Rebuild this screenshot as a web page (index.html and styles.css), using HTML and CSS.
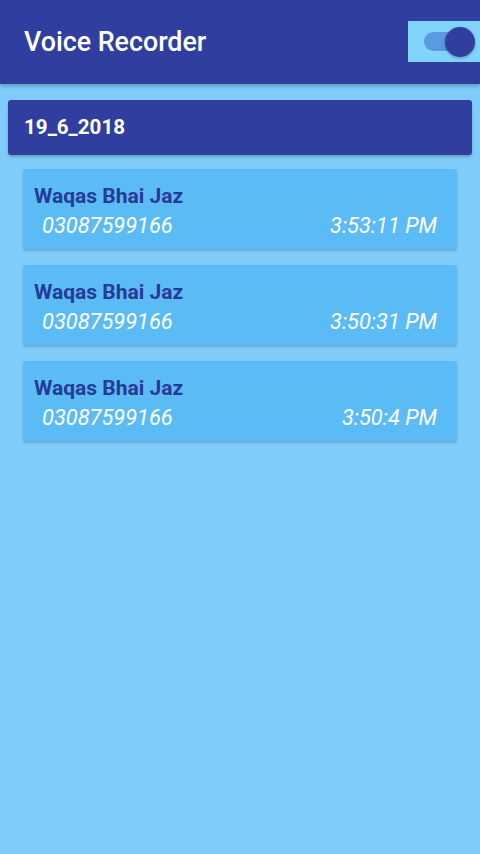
FILE: index.html
```html
<!DOCTYPE html>
<html lang="en">
<head>
<meta charset="utf-8">
<title>Voice Recorder</title>
<link rel="stylesheet" href="styles.css">
</head>
<body>
<header class="appbar">
  <h1 class="title">Voice Recorder</h1>
  <div class="switch-box">
    <div class="switch">
      <span class="track"></span>
      <span class="thumb"></span>
    </div>
  </div>
</header>
<main class="content">
  <div class="date-card">19_6_2018</div>
  <ul class="calls">
    <li class="call">
      <div class="name">Waqas Bhai Jaz</div>
      <div class="meta"><span class="number">03087599166</span><span class="time">3:53:11 PM</span></div>
    </li>
    <li class="call">
      <div class="name">Waqas Bhai Jaz</div>
      <div class="meta"><span class="number">03087599166</span><span class="time">3:50:31 PM</span></div>
    </li>
    <li class="call">
      <div class="name">Waqas Bhai Jaz</div>
      <div class="meta"><span class="number">03087599166</span><span class="time">3:50:4 PM</span></div>
    </li>
  </ul>
</main>
</body>
</html>
```
FILE: styles.css
```css
* { box-sizing: border-box; }
html, body { margin: 0; padding: 0; }
body {
  width: 480px;
  height: 854px;
  background: #7fcbf9;
  font-family: Roboto, "Noto Sans", sans-serif;
  overflow: hidden;
}
.appbar {
  height: 84px;
  background: #303f9f;
  display: flex;
  align-items: center;
  justify-content: space-between;
  padding-left: 24px;
  box-shadow: 0 2px 4px rgba(0,0,0,0.25);
  position: relative;
  z-index: 1;
}
.title {
  margin: 0 0 1px 0;
  color: #ffffff;
  font-size: 26.8px;
  font-weight: 500;
  letter-spacing: 0;
}
.switch-box {
  width: 72px;
  height: 41px;
  background: #81d4fa;
  display: flex;
  align-items: center;
  padding-left: 16px;
  margin-top: -1px;
}
.switch {
  position: relative;
  width: 52px;
  height: 30px;
  display: flex;
  align-items: center;
}
.track {
  width: 36px;
  height: 19px;
  border-radius: 10px;
  background: #5a9ae0;
}
.thumb {
  position: absolute;
  left: 21px;
  top: 0;
  width: 30px;
  height: 30px;
  border-radius: 50%;
  background: #303f9f;
  box-shadow: 0 1px 3px rgba(0,0,0,0.35);
}
.content {
  padding: 16px 8px 0 8px;
}
.date-card {
  height: 55px;
  background: #303f9f;
  border-radius: 3px;
  color: #ffffff;
  font-weight: 700;
  font-size: 20.6px;
  padding-left: 16px;
  padding-bottom: 1px;
  display: flex;
  align-items: center;
  box-shadow: 0 2px 3px rgba(0,0,0,0.2);
}
.calls {
  list-style: none;
  margin: 14px 0 0 0;
  padding: 0 15px;
  display: flex;
  flex-direction: column;
  gap: 16px;
}
.call {
  height: 80px;
  background: #5bbcf5;
  border-radius: 2px;
  box-shadow: 0 2px 2px rgba(0,0,0,0.15);
  padding: 13px 20px 0 11px;
}
.name {
  color: #27399a;
  font-weight: 700;
  font-size: 21px;
  line-height: 29px;
}
.meta {
  display: flex;
  justify-content: space-between;
  padding-left: 8px;
  color: #ffffff;
  font-style: italic;
  font-size: 21.8px;
  line-height: 29px;
}
```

== == ==

**SET EXERCISE:** Write out the listing above exactly as it stands, pictures excluded.

**RIGHT ANSWER:**
Rebuild this screenshot as a web page (index.html and styles.css), using HTML and CSS.
FILE: index.html
```html
<!DOCTYPE html>
<html lang="en">
<head>
<meta charset="utf-8">
<title>Voice Recorder</title>
<link rel="stylesheet" href="styles.css">
</head>
<body>
<header class="appbar">
  <h1 class="title">Voice Recorder</h1>
  <div class="switch-box">
    <div class="switch">
      <span class="track"></span>
      <span class="thumb"></span>
    </div>
  </div>
</header>
<main class="content">
  <div class="date-card">19_6_2018</div>
  <ul class="calls">
    <li class="call">
      <div class="name">Waqas Bhai Jaz</div>
      <div class="meta"><span class="number">03087599166</span><span class="time">3:53:11 PM</span></div>
    </li>
    <li class="call">
      <div class="name">Waqas Bhai Jaz</div>
      <div class="meta"><span class="number">03087599166</span><span class="time">3:50:31 PM</span></div>
    </li>
    <li class="call">
      <div class="name">Waqas Bhai Jaz</div>
      <div class="meta"><span class="number">03087599166</span><span class="time">3:50:4 PM</span></div>
    </li>
  </ul>
</main>
</body>
</html>
```
FILE: styles.css
```css
* { box-sizing: border-box; }
html, body { margin: 0; padding: 0; }
body {
  width: 480px;
  height: 854px;
  background: #7fcbf9;
  font-family: Roboto, "Noto Sans", sans-serif;
  overflow: hidden;
}
.appbar {
  height: 84px;
  background: #303f9f;
  display: flex;
  align-items: center;
  justify-content: space-between;
  padding-left: 24px;
  box-shadow: 0 2px 4px rgba(0,0,0,0.25);
  position: relative;
  z-index: 1;
}
.title {
  margin: 0 0 1px 0;
  color: #ffffff;
  font-size: 26.8px;
  font-weight: 500;
  letter-spacing: 0;
}
.switch-box {
  width: 72px;
  height: 41px;
  background: #81d4fa;
  display: flex;
  align-items: center;
  padding-left: 16px;
  margin-top: -1px;
}
.switch {
  position: relative;
  width: 52px;
  height: 30px;
  display: flex;
  align-items: center;
}
.track {
  width: 36px;
  height: 19px;
  border-radius: 10px;
  background: #5a9ae0;
}
.thumb {
  position: absolute;
  left: 21px;
  top: 0;
  width: 30px;
  height: 30px;
  border-radius: 50%;
  background: #303f9f;
  box-shadow: 0 1px 3px rgba(0,0,0,0.35);
}
.content {
  padding: 16px 8px 0 8px;
}
.date-card {
  height: 55px;
  background: #303f9f;
  border-radius: 3px;
  color: #ffffff;
  font-weight: 700;
  font-size: 20.6px;
  padding-left: 16px;
  padding-bottom: 1px;
  display: flex;
  align-items: center;
  box-shadow: 0 2px 3px rgba(0,0,0,0.2);
}
.calls {
  list-style: none;
  margin: 14px 0 0 0;
  padding: 0 15px;
  display: flex;
  flex-direction: column;
  gap: 16px;
}
.call {
  height: 80px;
  background: #5bbcf5;
  border-radius: 2px;
  box-shadow: 0 2px 2px rgba(0,0,0,0.15);
  padding: 13px 20px 0 11px;
}
.name {
  color: #27399a;
  font-weight: 700;
  font-size: 21px;
  line-height: 29px;
}
.meta {
  display: flex;
  justify-content: space-between;
  padding-left: 8px;
  color: #ffffff;
  font-style: italic;
  font-size: 21.8px;
  line-height: 29px;
}
```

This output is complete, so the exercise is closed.